Cervical spine arthritis with atlanto-axial instability dictates careful management of RA patients undergoing general anesthesia, since manipulation of the unstable spine may produce spinal cord compression. Severe cricoarytenoid involvement may also be a relative contraindication to intubation with general anesthesia. Assessment for adequate hip range of motion should be carried out before vaginal delivery, especially if epidural anesthesia is planned.
In patients with significant Raynaud's phenomenon, measures that could prevent vasospasm during delivery-such as warming the delivery room and providing warm (IV) fluids, thermal socks, and warm external compresses-should be used routinely. Epidural anesthesia is preferred because it provides peripheral vasodilatation and increased skin perfusion of lower extremities. In systemic sclerosis, general anesthesia should be avoided because of the difficulty in intubation in patients with small mouths and concerns about aspiration.
MEDICATION SAFETY DURING PREGNANCY AND BREASTFEEDING
Knowledge of the drug pharmacology relevant to the SAD is essential to the management of pregnant patients.
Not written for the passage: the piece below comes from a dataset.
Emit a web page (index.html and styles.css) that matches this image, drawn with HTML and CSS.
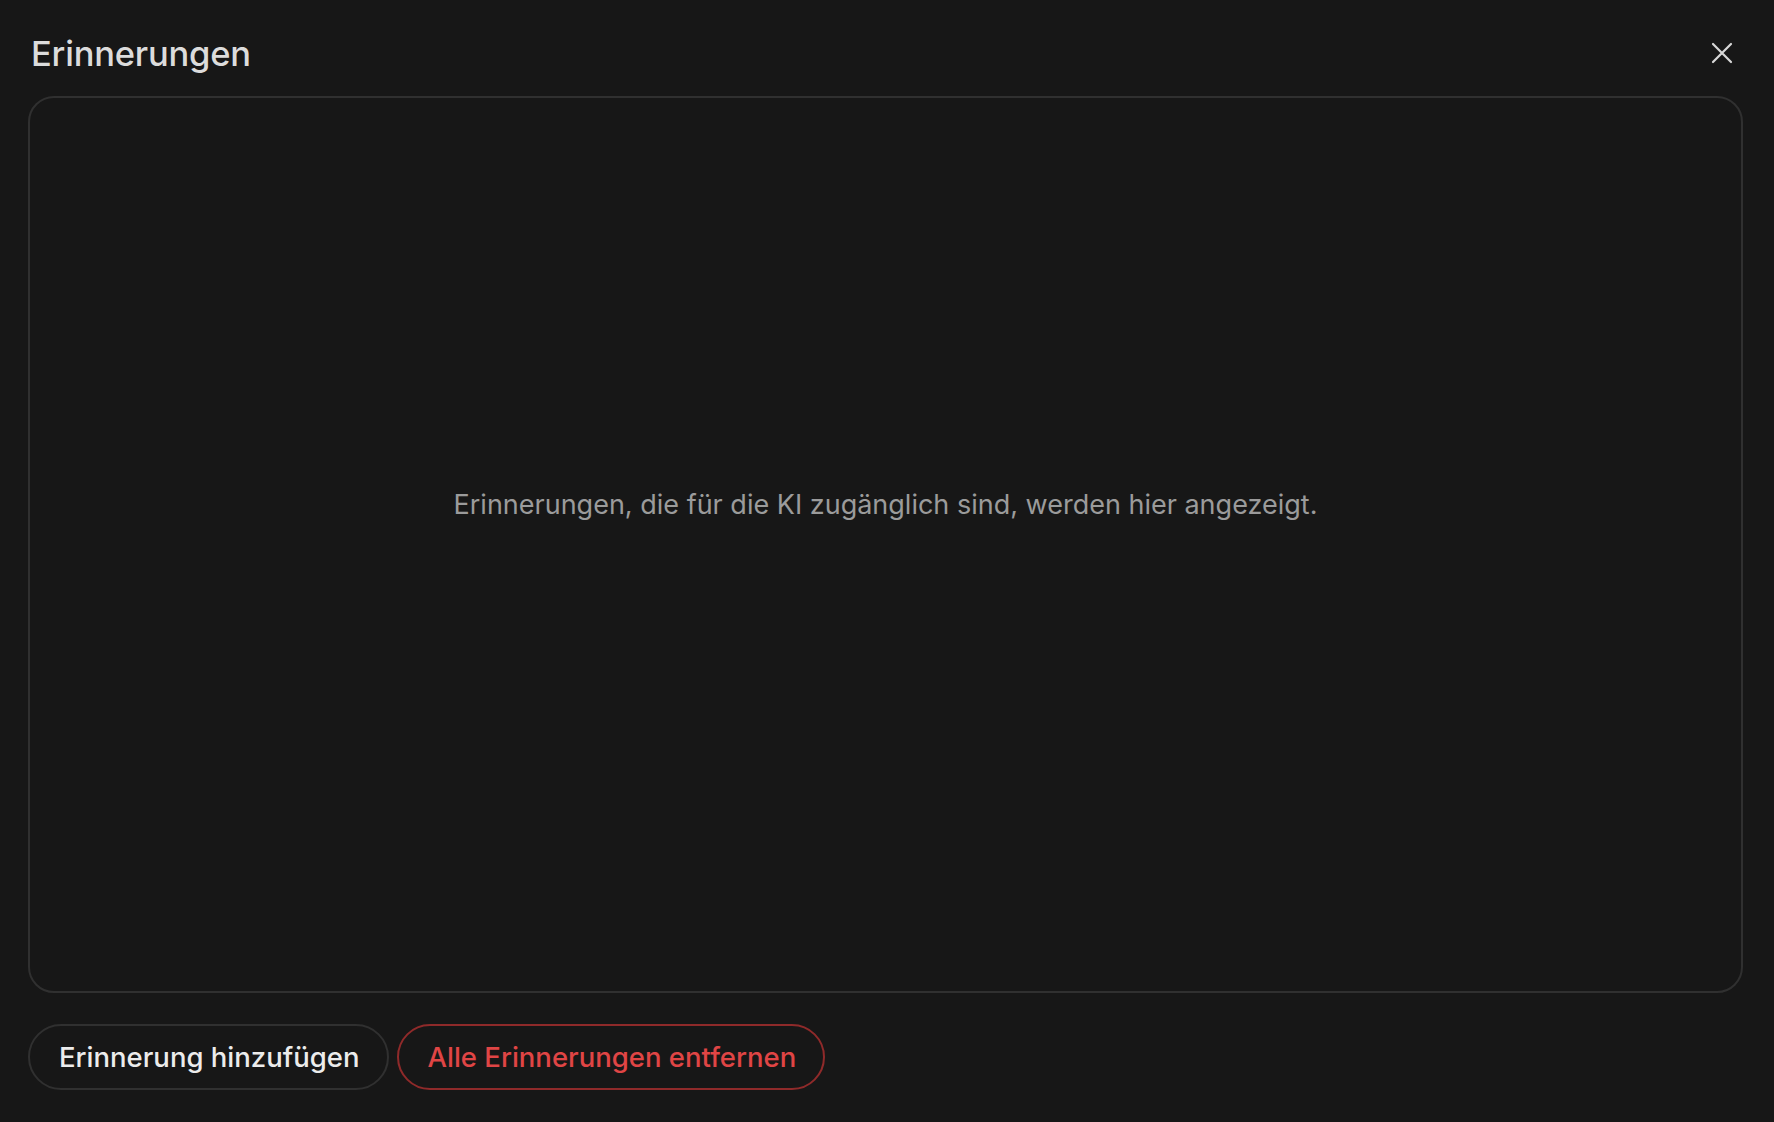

Most of the information regarding the safety of drugs during pregnancy is extracted from retrospective case series, case reports, and experts' consensus,32 which is summarized in Table 2.
Hydroxycloroquine can be safely continued during pregnancy and may even improve pregnancy outcomes in lupus patients.47 In RA patients receiving biologic therapies, manufacturers' guidelines recommend discontinuation of the medication before conception for different periods of time. Nevertheless, data from uncontrolled case reports show that exposure to anti-tumor necrosis factor-[alpha] (anti-TNF) therapies at the time of conception does not result in an increased risk of adverse pregnancy and fetal outcomes.48 Exposure to anti-TNF therapies in later pregnancy, particularly to monoclonal antibodies, is associated with high drug levels in the newborn. Live vaccines should be avoided for at least the first 6 months of life in children with in utero exposure to biologics. The long-term effects of this exposure remain unknown. In clinical practice, the goal is to continue the least possible number of medications during pregnancy. Thus, the current practice is to allow RA patients to conceive on these medications and to discontinue them when pregnancy is confirmed. If a pregnant patient has a severe flare of arthritis, restarting the anti-TNF therapy should be considered after a careful risk/benefit assessment.30 Pregnancy data for non-anti-TNF biologics are insufficient, and their use during pregnancy cannot be recommended.
CONCLUSIONS
Managing a pregnancy in patients with SADs still represents a challenge. The overlapping features of physiologic and pathological changes and selected autoantibodies, and the use of potentially teratogenic medications, can complicate the management of patients with SADs during pregnancy.
A planned pregnancy in a patient with disease remission or low disease activity control before conception has a better chance of success. Preconception counseling, expert monitoring by a multidisciplinary team with experience in the field, and neonatal intensive care units remain the best ways to manage these high-risk pregnancies and obtain favorable maternal and neonatal outcomes.